Washing hands of responsibility in pursuit of vain glory represents an unconvincing denial of complicity in an awful war that set neighbour against neighbour.
There can be no effective long-term way forward based on such denial. Nor on the other hand, can the whole truth of what happened be fully recovered and blame apportioned without resort to scapegoats.
Responsibility for the conflict lies in many places including among the great and the good as well as with paramilitaries.
It is impossible to disentangle the different strands and apportion blame but 10 hunger strikers died and thousands of people perished outside our prisons.
This was a tragedy that should have been averted.
The proposed conflict transformation centre is to be linked with a new 42,000-seat sports stadium embracing various sports, a multi-screen cinema, restaurants, a hotel, an equestrian centre and so on.
Entrance is to be from a new junction on the M1 with a park-and-ride facility and a new railway station. All of this is for laudable objectives and surely we have enough wit to ensure that the centre is a genuine educational facility challenging republican, loyalist, nationalist, unionist and other perspectives that depict the conflict in simplistic terms as one between heroes and villains.

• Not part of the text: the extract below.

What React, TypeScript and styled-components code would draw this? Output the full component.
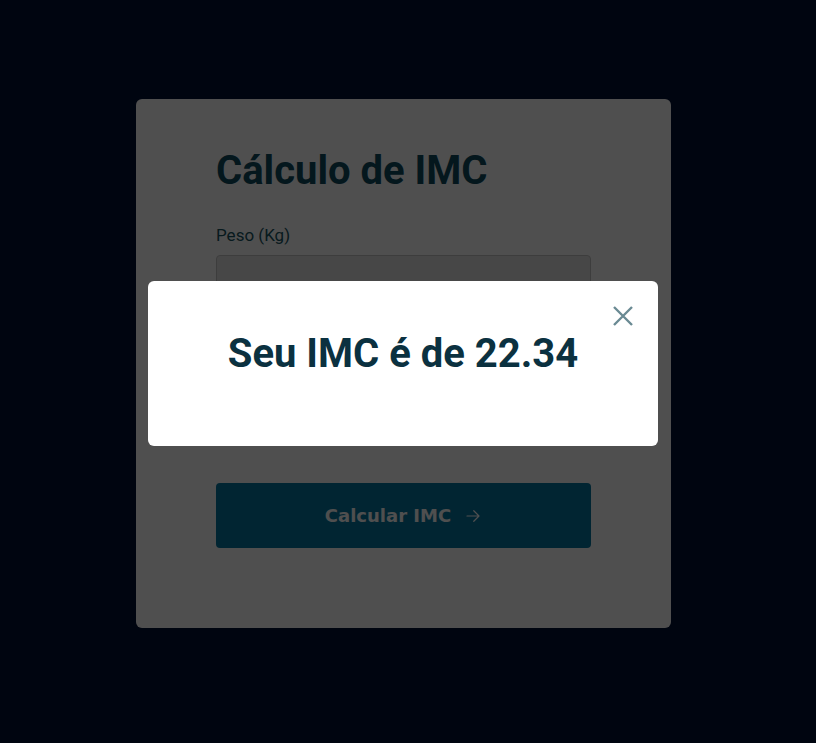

That would be myth-making rather than education.
The complex could legitimately mark the end of a tragedy that involved more than 30 years of man's inhumanity to man with thousands of deaths on our very doorstep. The new centre should also highlight our insistence that never again shall we descend into such an abyss of degradation. It should be a repository for the stories of prisoners, warders, security force personnel and ordinary people who struggled to maintain normality in abnormal circumstances in order to inform future generations.